Le présent article expose les premiers résultats de l’analyse de cette dynamique d’introduction ou de consolidation de la DC au sein des exploitations. L’objectif de l’analyse était de générer des connaissances utiles pour évaluer la pertinence de cette expérience de DC, assurer son accompagnement adéquat et, le cas échéant, identifier les conditions de sa réplicabilité.
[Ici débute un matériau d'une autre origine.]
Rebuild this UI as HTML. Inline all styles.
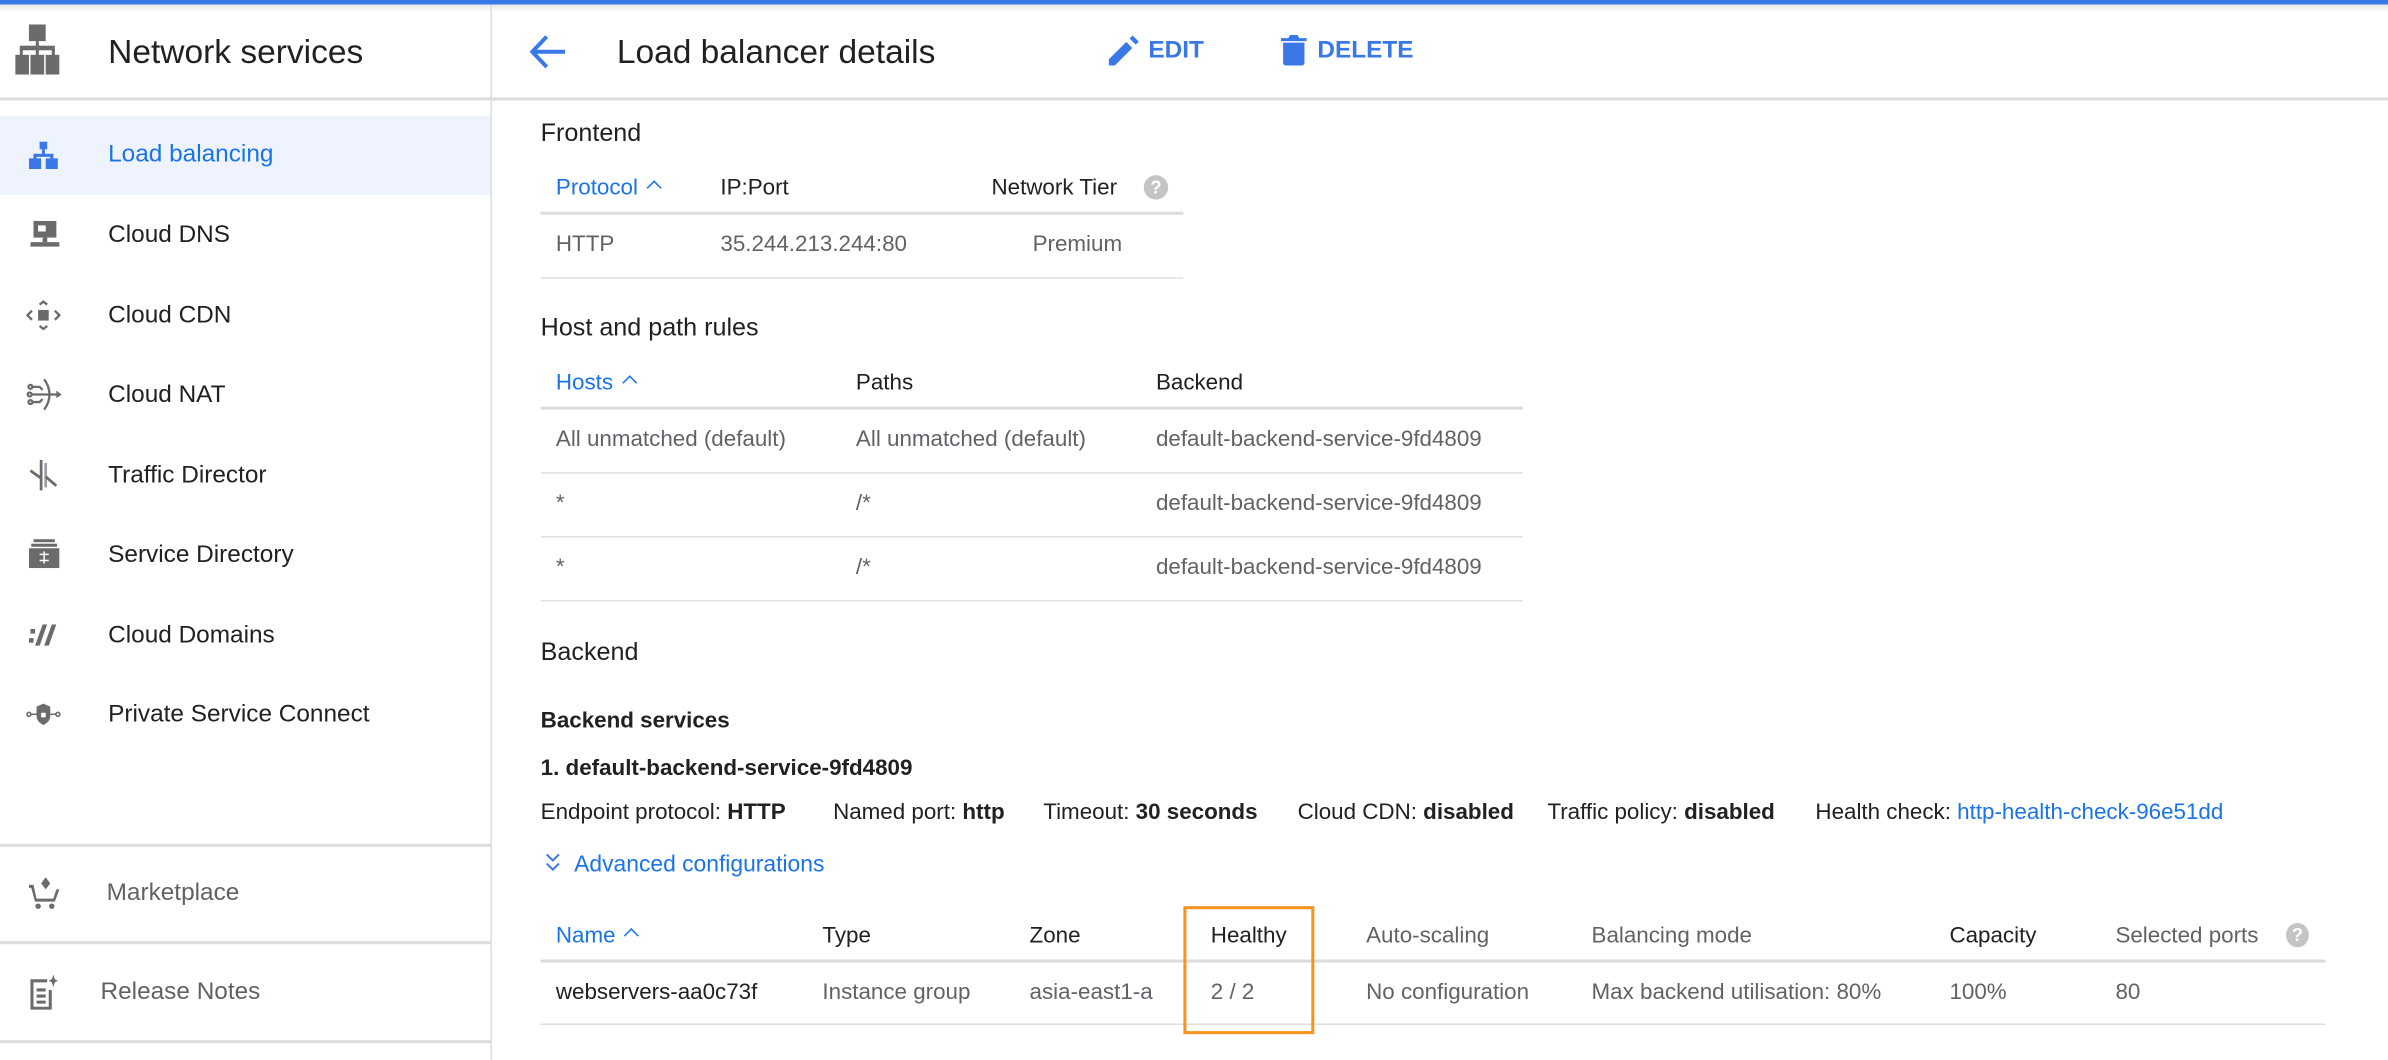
<!DOCTYPE html>
<html><head><meta charset="utf-8"><style>
html,body{margin:0;padding:0;background:#fff;overflow:hidden;width:2388px;height:1060px}
#w{position:absolute;left:0;top:0;width:1568px;height:696px;transform:scale(1.523);transform-origin:0 0;font-family:"Liberation Sans",Arial,sans-serif;color:#202124}
.a{position:absolute;white-space:nowrap}
.t{transform:translateY(-45%)}
.nav{font-size:16px;color:#202124}
.h{font-size:16.5px}
.th{font-size:14.7px;color:#202124}
.td{font-size:14.7px;color:#5f6368}
.blue{color:#1a73e8}
.line{position:absolute;height:1px;background:#e0e0e0}
.line2{position:absolute;height:2px;background:#dadce0}
b{font-weight:bold;color:#202124}
svg{position:absolute}
.chev{display:inline-block;width:6px;height:6px;border-left:1.5px solid #1a73e8;border-top:1.5px solid #1a73e8;transform:rotate(45deg);margin-left:7px;position:relative;top:-1px}
</style></head><body><div id="w">
<div class="a" style="left:0;top:0;width:1568px;height:3px;background:#3b78e7"></div>
<div class="a" style="left:0;top:3px;width:1568px;height:5px;background:linear-gradient(#e6e6e6,#fff)"></div>
<div class="a" style="left:322px;top:3px;width:1px;height:693px;background:#dadce0"></div>
<div class="line2" style="left:0;top:64px;width:1568px"></div>

<svg style="left:10px;top:16px" width="29" height="33" viewBox="0 0 29 33"><g fill="#6b6b6b"><rect x="9" y="0" width="11" height="11"/><rect x="13.5" y="11" width="2" height="4"/><rect x="3" y="14" width="23" height="3"/><rect x="3" y="16" width="2" height="5"/><rect x="13.5" y="16" width="2" height="5"/><rect x="24" y="16" width="2" height="5"/><rect x="0" y="20" width="9" height="13"/><rect x="10" y="20" width="9" height="13"/><rect x="20" y="20" width="9" height="13"/></g></svg>
<div class="a t" style="left:71px;top:33px;font-size:22px">Network services</div>

<div class="a" style="left:0;top:76px;width:322px;height:52px;background:#eef3fd"></div>
<svg style="left:19px;top:93px" width="19" height="18" viewBox="0 0 19 18"><g fill="#3b78e7"><rect x="7" y="0" width="5" height="5"/><rect x="8.5" y="5" width="2" height="4"/><rect x="3" y="8" width="13" height="2"/><rect x="3" y="8" width="2" height="4"/><rect x="14" y="8" width="2" height="4"/><rect x="0" y="11" width="8" height="7"/><rect x="11" y="11" width="8" height="7"/></g></svg>
<div class="a t nav" style="left:71px;top:101px;color:#1a73e8">Load balancing</div>

<svg style="left:20px;top:145px" width="19" height="17" viewBox="0 0 19 17"><g fill="#6b6b6b"><rect x="2" y="0" width="15" height="11"/><rect x="8" y="11" width="3" height="3"/><rect x="0" y="14" width="19" height="3"/></g><rect x="5" y="3" width="5" height="4" fill="#fff"/></svg>
<div class="a t nav" style="left:71px;top:154px">Cloud DNS</div>
<svg style="left:17px;top:197px" width="23" height="20" viewBox="0 0 23 20"><g fill="none" stroke="#6b6b6b" stroke-width="1.5"><path d="M9 3 L11.5 1 L14 3"/><path d="M9 17 L11.5 19 L14 17"/><path d="M4 7 L1 10 L4 13"/><path d="M19 7 L22 10 L19 13"/></g><rect x="8" y="6.5" width="7" height="7" fill="#6b6b6b"/></svg>
<div class="a t nav" style="left:71px;top:207px">Cloud CDN</div>
<svg style="left:17px;top:248px" width="24" height="22" viewBox="0 0 24 22"><g fill="none" stroke="#6b6b6b" stroke-width="1.5"><path d="M12 1 Q19 11 12 21"/><path d="M3 11 H22"/><path d="M4 6 H9 L11 8"/><path d="M4 16 H9 L11 14"/><circle cx="3" cy="6" r="1.3"/><circle cx="2.5" cy="11" r="1.3"/><circle cx="3" cy="16" r="1.3"/></g><path d="M20 8.5 L23.5 11 L20 13.5Z" fill="#6b6b6b"/></svg>
<div class="a t nav" style="left:71px;top:259px">Cloud NAT</div>
<svg style="left:19px;top:301px" width="20" height="22" viewBox="0 0 20 22"><g fill="none" stroke="#6b6b6b" stroke-width="1.8"><path d="M8 1 V21"/><path d="M11 3 V19" stroke="#9aa0a6"/><path d="M1 8 L8 13"/><path d="M11 12 L18 18"/></g></svg>
<div class="a t nav" style="left:71px;top:312px">Traffic Director</div>
<svg style="left:19px;top:354px" width="20" height="19" viewBox="0 0 20 19"><g fill="#6b6b6b"><rect x="3" y="0" width="14" height="2"/><rect x="1.5" y="3" width="17" height="2"/><path d="M0 6 H20 V19 H0Z"/></g><path d="M7 10 H13 M7 14 H13 M10 8 V16" stroke="#fff" stroke-width="1"/></svg>
<div class="a t nav" style="left:71px;top:364px">Service Directory</div>
<svg style="left:19px;top:410px" width="20" height="14" viewBox="0 0 20 14"><g fill="#6b6b6b"><rect x="1" y="3" width="3" height="3"/><rect x="0" y="9" width="3" height="3"/><path d="M9 0 H12 L7 14 H4Z"/><path d="M15 0 H18 L13 14 H10Z"/></g></svg>
<div class="a t nav" style="left:71px;top:417px">Cloud Domains</div>
<svg style="left:17px;top:461px" width="23" height="16" viewBox="0 0 23 16"><g fill="none" stroke="#6b6b6b" stroke-width="1"><circle cx="2" cy="8" r="1.3"/><circle cx="21" cy="8" r="1.3"/><path d="M3.3 8 H7 M16 8 H19.7"/></g><path d="M11.5 1 L16 3 V9 Q16 13 11.5 15 Q7 13 7 9 V3Z" fill="#6b6b6b"/><rect x="10" y="7" width="3" height="3" fill="#fff"/></svg>
<div class="a t nav" style="left:71px;top:469px">Private Service Connect</div>

<div class="line2" style="left:0;top:554px;width:322px"></div>
<svg style="left:19px;top:576px" width="20" height="22" viewBox="0 0 20 22"><g fill="#6b6b6b"><path d="M11 0 L14 4 L11 8 L8 4Z"/><path d="M0 5 H3 L5 14 H16 L18 8 H20 L17 16 H4 L1.5 7 H0Z"/><circle cx="6" cy="19" r="1.8"/><circle cx="15" cy="19" r="1.8"/></g></svg>
<div class="a t nav" style="left:70px;top:586px;color:#5f6368">Marketplace</div>
<div class="line2" style="left:0;top:618px;width:322px"></div>
<svg style="left:19px;top:640px" width="19" height="23" viewBox="0 0 19 23"><g fill="none" stroke="#6b6b6b" stroke-width="2"><path d="M12 4 H2 V22 H14 V10"/><path d="M5 10 H11 M5 14 H11 M5 18 H11"/></g><path d="M16 0 L17 3 L19 4 L17 5 L16 8 L15 5 L13 4 L15 3Z" fill="#6b6b6b"/></svg>
<div class="a t nav" style="left:66px;top:651px;color:#5f6368">Release Notes</div>
<div class="line2" style="left:0;top:683px;width:322px"></div>

<svg style="left:347px;top:22px" width="26" height="24" viewBox="0 0 26 24"><path d="M24 12 H3 M12 2 L2.5 12 L12 22" fill="none" stroke="#3b78e7" stroke-width="2.6"/></svg>
<div class="a t" style="left:405px;top:33px;font-size:22px">Load balancer details</div>
<svg style="left:728px;top:23px" width="20" height="20" viewBox="0 0 20 20"><path d="M0 16 V20 H4 L15.5 8.5 L11.5 4.5Z M17.7 6.3 L19.7 4.3 L15.7 0.3 L13.7 2.3Z" fill="#3b78e7"/></svg>
<div class="a t" style="left:754px;top:33px;font-size:16px;font-weight:bold;color:#3b78e7">EDIT</div>
<svg style="left:841px;top:23px" width="17" height="20" viewBox="0 0 17 20"><path d="M0 2 H5 L6 0 H11 L12 2 H17 V4 H0Z M1.5 5 H15.5 V18 Q15.5 20 13.5 20 H3.5 Q1.5 20 1.5 18Z" fill="#3b78e7"/></svg>
<div class="a t" style="left:865px;top:33px;font-size:16px;font-weight:bold;color:#3b78e7">DELETE</div>

<div class="a t h" style="left:355px;top:87px">Frontend</div>
<div class="a t th blue" style="left:365px;top:123px">Protocol<span class="chev"></span></div>
<div class="a t th" style="left:473px;top:123px">IP:Port</div>
<div class="a t th" style="left:651px;top:123px">Network Tier</div>
<div class="a" style="left:751px;top:115px;width:16px;height:16px;border-radius:50%;background:#c4c4c4;color:#fff;font-size:12px;font-weight:bold;text-align:center;line-height:16px">?</div>
<div class="line2" style="left:355px;top:139px;width:422px"></div>
<div class="a t td" style="left:365px;top:160px">HTTP</div>
<div class="a t td" style="left:473px;top:160px">35.244.213.244:80</div>
<div class="a t td" style="left:678px;top:160px">Premium</div>
<div class="line" style="left:355px;top:182px;width:422px"></div>

<div class="a t h" style="left:355px;top:215px">Host and path rules</div>
<div class="a t th blue" style="left:365px;top:251px">Hosts<span class="chev"></span></div>
<div class="a t th" style="left:562px;top:251px">Paths</div>
<div class="a t th" style="left:759px;top:251px">Backend</div>
<div class="line2" style="left:355px;top:267px;width:645px"></div>
<div class="a t td" style="left:365px;top:288px">All unmatched (default)</div>
<div class="a t td" style="left:562px;top:288px">All unmatched (default)</div>
<div class="a t td" style="left:759px;top:288px">default-backend-service-9fd4809</div>
<div class="line" style="left:355px;top:310px;width:645px"></div>
<div class="a t td" style="left:365px;top:330px">*</div>
<div class="a t td" style="left:562px;top:330px">/*</div>
<div class="a t td" style="left:759px;top:330px">default-backend-service-9fd4809</div>
<div class="line" style="left:355px;top:352px;width:645px"></div>
<div class="a t td" style="left:365px;top:372px">*</div>
<div class="a t td" style="left:562px;top:372px">/*</div>
<div class="a t td" style="left:759px;top:372px">default-backend-service-9fd4809</div>
<div class="line" style="left:355px;top:394px;width:645px"></div>

<div class="a t h" style="left:355px;top:428px">Backend</div>
<div class="a t" style="left:355px;top:473px;font-size:14.7px;font-weight:bold">Backend services</div>
<div class="a t" style="left:355px;top:504px;font-size:14.7px;font-weight:bold">1. default-backend-service-9fd4809</div>
<div class="a t" style="left:355px;top:533px;font-size:14.7px">Endpoint protocol: <b>HTTP</b></div>
<div class="a t" style="left:547px;top:533px;font-size:14.7px">Named port: <b>http</b></div>
<div class="a t" style="left:685px;top:533px;font-size:14.7px">Timeout: <b>30 seconds</b></div>
<div class="a t" style="left:852px;top:533px;font-size:14.7px">Cloud CDN: <b>disabled</b></div>
<div class="a t" style="left:1016px;top:533px;font-size:14.7px">Traffic policy: <b>disabled</b></div>
<div class="a t" style="left:1192px;top:533px;font-size:14.7px">Health check: <span class="blue">http-health-check-96e51dd</span></div>
<svg style="left:358px;top:560px" width="10" height="13" viewBox="0 0 10 13"><path d="M1 1 L5 5 L9 1 M1 7 L5 11 L9 7" fill="none" stroke="#3b78e7" stroke-width="1.3"/></svg>
<div class="a t" style="left:377px;top:567px;font-size:15px;color:#1a73e8">Advanced configurations</div>

<div class="a t th blue" style="left:365px;top:614px">Name<span class="chev"></span></div>
<div class="a t th" style="left:540px;top:614px">Type</div>
<div class="a t th" style="left:676px;top:614px">Zone</div>
<div class="a t th" style="left:795px;top:614px">Healthy</div>
<div class="a t th" style="left:897px;top:614px;color:#5f6368">Auto-scaling</div>
<div class="a t th" style="left:1045px;top:614px;color:#5f6368">Balancing mode</div>
<div class="a t th" style="left:1280px;top:614px">Capacity</div>
<div class="a t th" style="left:1389px;top:614px;color:#5f6368">Selected ports</div>
<div class="a" style="left:1501px;top:606px;width:15px;height:16px;border-radius:50%;background:#c4c4c4;color:#fff;font-size:12px;font-weight:bold;text-align:center;line-height:16px">?</div>
<div class="line2" style="left:355px;top:630px;width:1172px"></div>
<div class="a t td" style="left:365px;top:651px;color:#202124">webservers-aa0c73f</div>
<div class="a t td" style="left:540px;top:651px">Instance group</div>
<div class="a t td" style="left:676px;top:651px">asia-east1-a</div>
<div class="a t td" style="left:795px;top:651px">2 / 2</div>
<div class="a t td" style="left:897px;top:651px">No configuration</div>
<div class="a t td" style="left:1045px;top:651px">Max backend utilisation: 80%</div>
<div class="a t td" style="left:1280px;top:651px">100%</div>
<div class="a t td" style="left:1389px;top:651px">80</div>
<div class="line" style="left:355px;top:672px;width:1172px"></div>
<div class="a" style="left:777px;top:595px;width:82px;height:80px;border:2px solid #f7931e"></div>
</div></body></html>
Après avoir présenté la valorisation des fonctions de la DC par les exploitants, nous montrons comment la structure de l’exploitation et les objectifs de l’agriculteur influencent le choix des modalités d’application de la DC. Enfin, nous décrivons les contraintes qui apparaissent et les esquisses de solutions envisagées pour pouvoir valoriser pleinement le potentiel de la diversification culturale.

Des fonctions différenciées de la diversification des cultures

Il est apparu que la diversification des cultures dans le cadre de l’AC joue trois fonctions dont l’importance varie selon les 4 types d’exploitations identifiés (Tableau 1) : l’amélioration de la sécurité alimentaire et des revenus agricoles, l’amélioration de l’offre fourragère et la gestion de la fertilité des sols.

Tableau 1. Importance des différentes fonctions de la diversification culturale au sein des exploitations


Légende : Le nombre de + est proportionnel à l’importance de la fonction

La diversification des cultures constitue pour les petites exploitations (Type A et B) un moyen de renforcer la sécurité alimentaire et d’améliorer leurs revenus. Pour près de 40 % de ces familles agricoles, la production céréalière n’est pas suffisante pour couvrir les besoins du ménage. Environ 70 % de la production des légumineuses (arachide, niébé) et/ou de sésame est vendue pour acheter le complément de céréales et couvrir d’autres besoins de trésorerie. Quand on passe des petites aux grandes exploitations l’importance de la fonction de renforcement de la sécurité alimentaire décroit tandis que celle d’amélioration de l’offre fourragère augmente. En effet, les moyennes et grandes exploitations (Types C et D) sont largement autosuffisantes, elles commercialisent environ 60 % de leur production céréalière. Par contre, pour ces agriculteurs qui capitalisent ou diversifient leurs activités à travers l’élevage, la question de l’alimentation du bétail devient un problème sérieux – d’autant que l’extension fulgurante des superficies cultivées au cours des années récentes a fortement réduit les aires de pâturages naturels. Leur objectif n’est pas de pouvoir nourrir l’ensemble des animaux du cheptel avec ces plantes fourragères, mais de pouvoir améliorer la productivité de certaines catégories d’animaux comme les vaches allaitantes ou les animaux d’embouche.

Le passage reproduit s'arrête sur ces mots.